La primera fue la joven novicia; se arrodilló frente a la Priora, le pidió su bendición y permiso para morir, besó la estatua de la Virgen y subió los escalones de la horca "contenta -decían los testigos- como si fuera a una fiesta" y, mientras iba para arriba, cantó el salmo "Laudate Dominum omnes gentes", retomado por los otras que la seguían una a una con la misma paz y la misma alegría, aunque las mayores tuvieron que ser ayudadas a subir. La última fue la Priora, después de haber entregado la estatuilla a una persona que estaba cerca (y se ha conservado, y todavía se encuentra hoy en el monasterio de Compiègne).

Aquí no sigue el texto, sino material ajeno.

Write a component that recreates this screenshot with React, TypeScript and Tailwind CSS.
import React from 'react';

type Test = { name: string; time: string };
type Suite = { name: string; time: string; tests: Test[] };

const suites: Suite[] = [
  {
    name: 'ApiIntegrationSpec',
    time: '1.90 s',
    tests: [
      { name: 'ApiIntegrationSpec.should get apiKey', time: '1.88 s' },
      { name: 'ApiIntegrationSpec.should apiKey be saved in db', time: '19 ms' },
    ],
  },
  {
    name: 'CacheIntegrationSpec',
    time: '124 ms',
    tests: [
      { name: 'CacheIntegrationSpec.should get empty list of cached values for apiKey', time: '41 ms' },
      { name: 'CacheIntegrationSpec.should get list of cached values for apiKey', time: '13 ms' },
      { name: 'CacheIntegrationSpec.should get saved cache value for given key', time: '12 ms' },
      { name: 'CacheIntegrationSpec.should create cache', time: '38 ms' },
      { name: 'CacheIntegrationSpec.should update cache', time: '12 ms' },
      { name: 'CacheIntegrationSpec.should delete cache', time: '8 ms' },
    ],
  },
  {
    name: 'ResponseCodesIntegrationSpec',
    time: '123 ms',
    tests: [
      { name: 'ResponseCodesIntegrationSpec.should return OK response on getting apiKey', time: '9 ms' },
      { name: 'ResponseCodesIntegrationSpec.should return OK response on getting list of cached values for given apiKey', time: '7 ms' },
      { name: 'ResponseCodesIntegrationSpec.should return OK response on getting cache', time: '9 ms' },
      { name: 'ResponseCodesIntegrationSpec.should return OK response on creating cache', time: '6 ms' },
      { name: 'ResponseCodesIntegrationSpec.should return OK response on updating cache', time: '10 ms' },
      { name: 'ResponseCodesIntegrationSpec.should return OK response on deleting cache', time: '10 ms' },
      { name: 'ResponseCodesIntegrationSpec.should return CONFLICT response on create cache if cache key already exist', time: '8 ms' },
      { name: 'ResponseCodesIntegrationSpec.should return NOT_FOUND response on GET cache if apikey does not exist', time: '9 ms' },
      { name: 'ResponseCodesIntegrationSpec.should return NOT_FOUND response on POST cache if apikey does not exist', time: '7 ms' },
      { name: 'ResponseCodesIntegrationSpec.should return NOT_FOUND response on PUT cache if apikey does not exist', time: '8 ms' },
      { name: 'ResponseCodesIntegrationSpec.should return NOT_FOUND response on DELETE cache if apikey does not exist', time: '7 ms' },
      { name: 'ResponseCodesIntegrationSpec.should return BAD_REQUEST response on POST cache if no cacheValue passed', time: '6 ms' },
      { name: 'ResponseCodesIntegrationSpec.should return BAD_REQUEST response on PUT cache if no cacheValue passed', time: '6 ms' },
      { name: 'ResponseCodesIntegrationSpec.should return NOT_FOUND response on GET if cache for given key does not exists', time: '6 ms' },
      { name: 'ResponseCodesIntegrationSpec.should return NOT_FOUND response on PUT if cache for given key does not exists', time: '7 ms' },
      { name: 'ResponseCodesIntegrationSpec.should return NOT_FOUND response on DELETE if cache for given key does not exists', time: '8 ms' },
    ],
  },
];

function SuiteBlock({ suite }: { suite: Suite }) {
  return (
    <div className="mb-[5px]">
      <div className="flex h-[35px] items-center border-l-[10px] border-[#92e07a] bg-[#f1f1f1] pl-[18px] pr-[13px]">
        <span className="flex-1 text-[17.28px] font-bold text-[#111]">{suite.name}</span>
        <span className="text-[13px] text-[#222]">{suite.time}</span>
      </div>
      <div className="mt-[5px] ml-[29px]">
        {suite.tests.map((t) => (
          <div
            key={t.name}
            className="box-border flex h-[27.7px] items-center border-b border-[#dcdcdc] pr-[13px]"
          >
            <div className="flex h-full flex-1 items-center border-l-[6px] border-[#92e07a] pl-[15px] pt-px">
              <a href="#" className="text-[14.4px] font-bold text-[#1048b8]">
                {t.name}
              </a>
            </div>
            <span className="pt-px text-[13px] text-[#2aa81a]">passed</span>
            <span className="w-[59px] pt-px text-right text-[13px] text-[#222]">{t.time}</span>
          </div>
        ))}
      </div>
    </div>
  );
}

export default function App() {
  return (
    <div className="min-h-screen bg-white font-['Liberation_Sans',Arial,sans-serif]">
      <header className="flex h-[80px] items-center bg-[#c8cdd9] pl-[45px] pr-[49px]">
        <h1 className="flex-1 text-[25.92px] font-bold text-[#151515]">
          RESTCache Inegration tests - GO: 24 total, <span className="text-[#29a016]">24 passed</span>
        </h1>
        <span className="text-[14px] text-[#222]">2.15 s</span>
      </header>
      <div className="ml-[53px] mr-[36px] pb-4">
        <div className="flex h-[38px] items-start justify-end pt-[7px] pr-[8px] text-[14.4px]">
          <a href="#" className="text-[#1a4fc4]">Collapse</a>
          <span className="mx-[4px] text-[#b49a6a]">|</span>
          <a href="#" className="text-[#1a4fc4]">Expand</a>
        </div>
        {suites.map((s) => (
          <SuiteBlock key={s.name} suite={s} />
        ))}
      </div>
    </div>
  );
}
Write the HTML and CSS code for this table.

“El golpe del metal, el ruido agudo del corte, el ruido sordo de la cabeza al caer... Ni un grito, ni aplausos, ni gritos destemplados (como solía ser siempre). Los tambores también estaban en silencio. En esa plaza, impregnada de olor a sangre fétida, corrompida por el calor del verano, un silencio solemne descendió sobre los asistentes, y quizás la oración carmelita ya les había tocado el corazón” (E. Renault).
Más tarde se supo que ese día, entre los que asistieron, más de una niña prometió a Dios, en su corazón, tomar su lugar. "Somos las víctimas del siglo", dijo una de ellas con humilde orgullo: víctimas de una "razón ilustrada" que sin fe se había vuelto cada vez más oscura y feroz.
Estas dieciséis carmelitas fueron beatificadas el 27 de mayo de 1906 por San Pío X.
El Papa Juan Pablo I, en el Ángelus del 24 de septiembre de 1978, recordó el ejemplo de estas Carmelitas y dijo: "Permaneciendo última, la Madre Teresa de San Agustín (la Priora) pronunció estas últimas palabras:" El amor siempre vencerá; el amor ¡Puede hacerlo todo!" [...]. Pidamos al Señor una nueva ola de amor al prójimo en este mundo pobre".